By 1949, however, they were "fighting like Spanish fishwives," and Horowitz summoned up the courage to try life on his own. His deterioration accelerated, and in March 1953 he was brought back to East 94th Street, semicomatose. This time his retirement lasted 17 years.

In seclusion Horowitz achieved a measure of serenity, exploring deeper parts of the repertory and producing his finest recordings, for the Columbia label. These discs were supervised to the last semiquaver by Horowitz himself; with his uncanny ear and sense of the right splice he anticipated by a decade Glenn Gould's theory of editing as an art form.

He also accepted as pupils, and later discarded, seven gifted young male pianists (the relationships were purely musical). Horowitz was unable, however, to turn off his own megawattage when they played for him. Gary Graffman and Ivan Davis were the only two who escaped without radiation burn. Others, like Ronald Turini and Alexander Fiorillo, never fully realized their early potential.

The story of Horowitz's legendary return to Carnegie Hall in 1965, and the even more special, the Metropolitan Opera House recital, the Golden Jubilee concert in 1978 -- is too well known to be repeated here. Less well known are stores of further retirements, depressions, and electroshock treatments. Plaskin tells the tragedy of Sonia Horowitz, brain-damaged at 22, an apparent suicide at 40. (As Wanda struggled to recover from the death of their only child, Horowitz explained indifferently, "Her daughter died.")

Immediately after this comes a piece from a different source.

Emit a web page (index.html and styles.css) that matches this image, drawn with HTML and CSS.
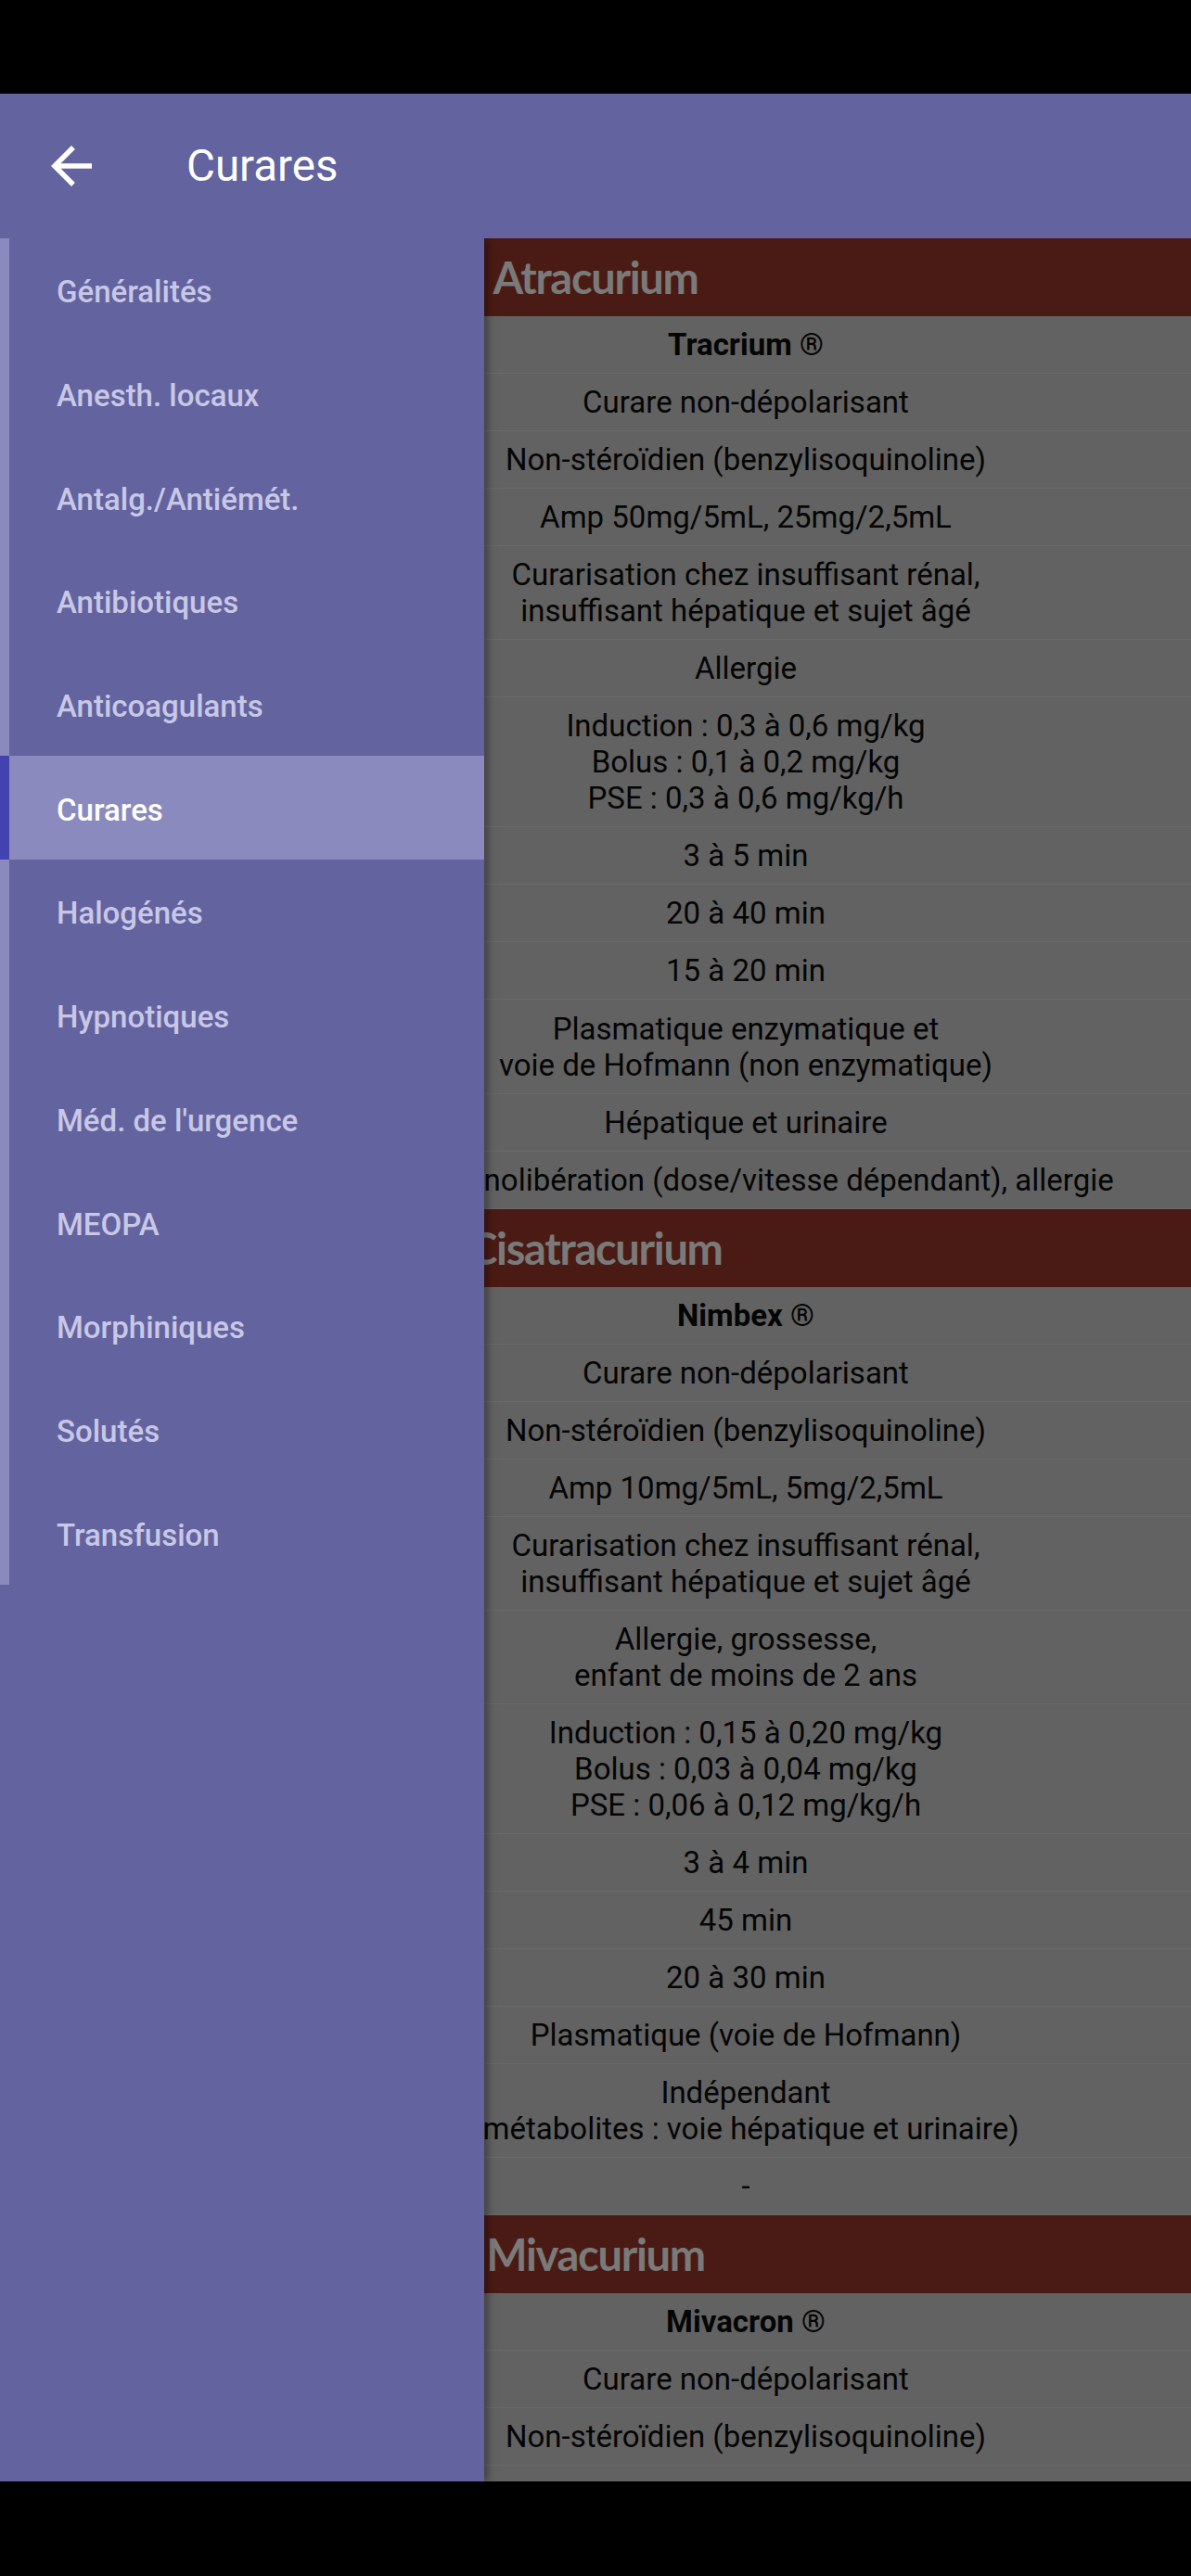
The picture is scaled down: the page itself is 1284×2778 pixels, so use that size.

One closes this book, therefore, more eagerly than one opens it. It is nevertheless a historical document, not least because it includes a discography by Robert McAlear. Plaskin's research is based on 650 interviews with an impressive variety of sources, and perhaps because of this his style can be irritatingly conversational; but he is an honest biographer. Horowitz deserves no less.